A wonderful article in the Independent of London looking at the Pennsylvania oilfields where John Rockefeller began his oil fortune and where business is — once again — booming for mom-and-pop independent drillers cashing in on $130 a barrel oil. Rupert Cornwell reports on the new “black gold rush” in Pennsylvania:

“I feel like I’m taking care of a herd of cows,” says Bill Huber as he gently nudges his pick-up truck along muddy, gouged-out tracks to check on his precious charges, scattered through the woods. “Every day there’s something to be done. A problem with a drill pipe, a bearing to replace, or something wrong with a pumping jack.”

Which is not surprising, given that some of the venerable contraptions in question first started to extract oil a century or more ago, and have now been pressed back into service, even though they yield just a few gallons a day. “You get one well going again, it may give you 10 to 15 barrels a day straight off. Then it tapers off. But even if it keeps going at just a third of a barrel a day, it’s still pretty good.”

Americans may wince at the ever-rising cost of petrol, a daily reminder of the grinding economic crisis that grips the country. But Bill Huber and the other “mom-and pop” producers in this part of the world aren’t complaining, not when a 42-gallon barrel now sells for $135 (£68) or so, double what it fetched only a year ago, when every day seems to bring a new record price – and when the first commercially exploited oil field on the planet is enjoying a late-life renaissance.

These steep, wooded hills of north-western Pennsylvania are the cradle of the modern, trillion-dollar, global oil industry. Here, on the edge of the stream called Oil Creek, a well drilled by Edwin Drake first coughed up the black stuff on 27 August 1859. A couple of years later, the world’s oldest continuously producing well – the McClintock No 1, housed a couple of miles north of Oil City in what looks like an ancient garden shed – went on stream, and a few years after that, the world’s first commercial oil pipeline was laid. Here too the first oil boom-and-bust cycle happened. From the fledgling industry, fragmented and unorganised, John D Rockefeller ruthlessly forged the monopoly of Standard Oil and became the richest man of his era.

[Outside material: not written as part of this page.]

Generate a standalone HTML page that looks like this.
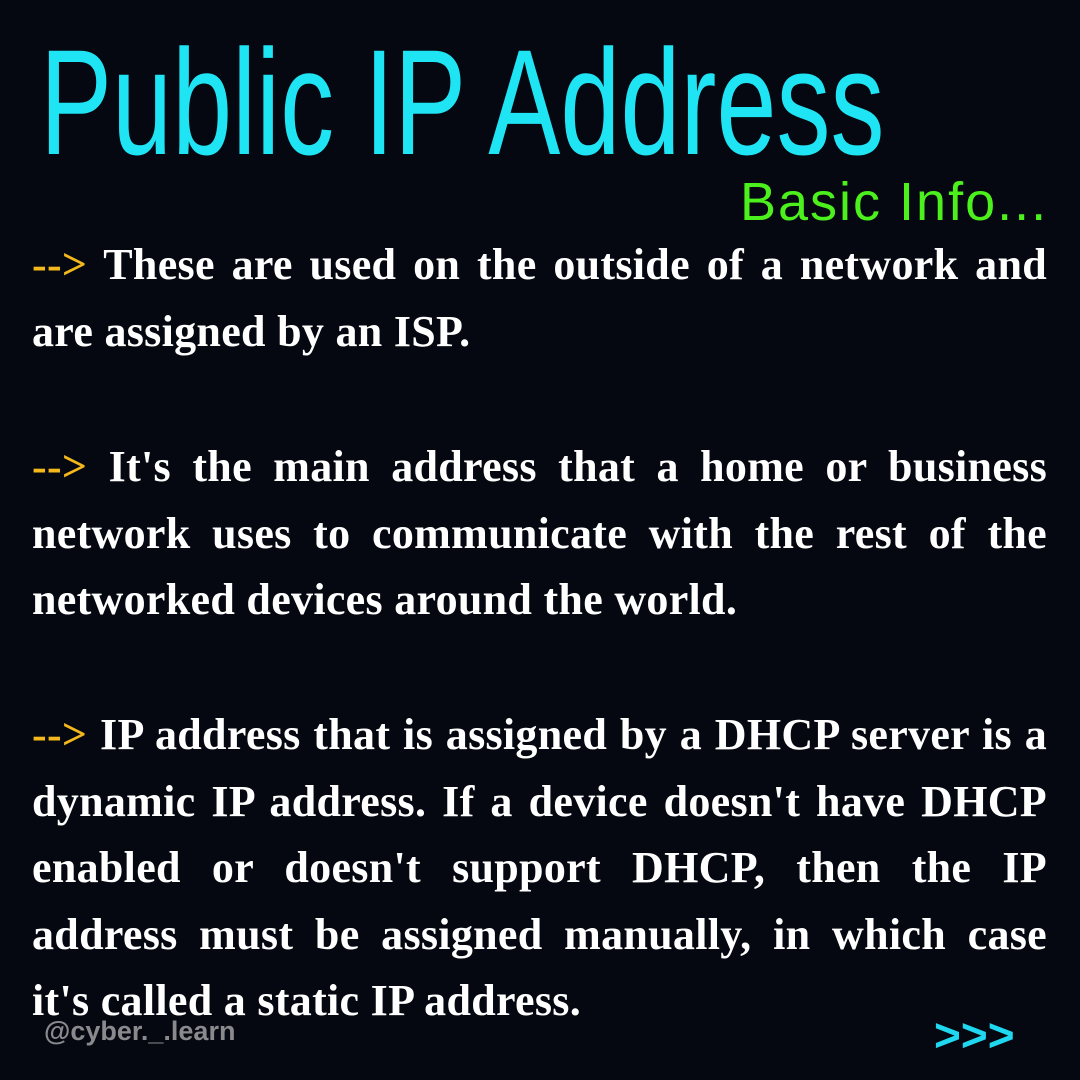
<!DOCTYPE html>
<html><head><meta charset="utf-8"><style>
html,body{margin:0;padding:0}
body{width:1080px;height:1080px;background:#050810;position:relative;overflow:hidden}
.t{position:absolute;left:40px;top:22px;font-family:"Liberation Sans Narrow","Liberation Sans",sans-serif;font-size:150px;line-height:160px;color:#1fe4f4;white-space:nowrap;transform:scaleX(0.72);transform-origin:left}
.b{position:absolute;left:740px;top:170px;font-family:"Liberation Sans Narrow","Liberation Sans",sans-serif;font-size:54px;line-height:64px;color:#4cf01c;letter-spacing:2px;white-space:nowrap}
.p{position:absolute;left:32px;width:1015px;font-family:"Liberation Serif",serif;font-weight:bold;font-size:44px;line-height:66.5px;color:#fff;text-align:justify;letter-spacing:0.3px}
.a{color:#f4b81c}
.w{position:absolute;left:44px;top:1016px;font-family:"Liberation Sans",sans-serif;font-weight:bold;font-size:27px;color:#8a8a8e}
.n{position:absolute;left:934px;top:1008px;font-family:"Liberation Sans",sans-serif;font-weight:bold;font-size:46px;color:#1fd8f0;letter-spacing:0px}
</style></head><body>
<div class="t">Public IP Address</div>
<div class="b">Basic Info...</div>
<div class="p" style="top:232px"><span class="a">--&gt;</span> These are used on the outside of a network and are assigned by an ISP.</div>
<div class="p" style="top:434px"><span class="a">--&gt;</span> It's the main address that a home or business network uses to communicate with the rest of the networked devices around the world.</div>
<div class="p" style="top:702px"><span class="a">--&gt;</span> IP address that is assigned by a DHCP server is a dynamic IP address. If a device doesn't have DHCP enabled or doesn't support DHCP, then the IP address must be assigned manually, in which case it's&nbsp;called a static IP address.</div>
<div class="w">@cyber._.learn</div>
<div class="n">&gt;&gt;&gt;</div>
</body></html>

Then came a long, genteel decline of an ancient family fallen on hard times, long surpassed by brash upstarts in Texas, the Middle East and beyond. The last refinery in the area was pulled down a few years ago. But the past lives on, not only in the rickety wells hooked up by rusty brown pipes, snaking through the mud and dead leaves to storage tanks from which trucks pick up the crude for refining. There are the town names like Oil City and Oleopolis, thoroughfares called Petroleum Street, opulent late 19th century houses built by the world’s first oil moguls, even in the title of Oil City’s daily paper – you’ve guessed – The Derrick.

With his slow way of talking, and oil-splatched overalls – not to mention the kennels behind his modest house – Mr Huber, 67, is no Rockefeller. But he has his own small place in the venerable history of Pennsylvania’s oil patch.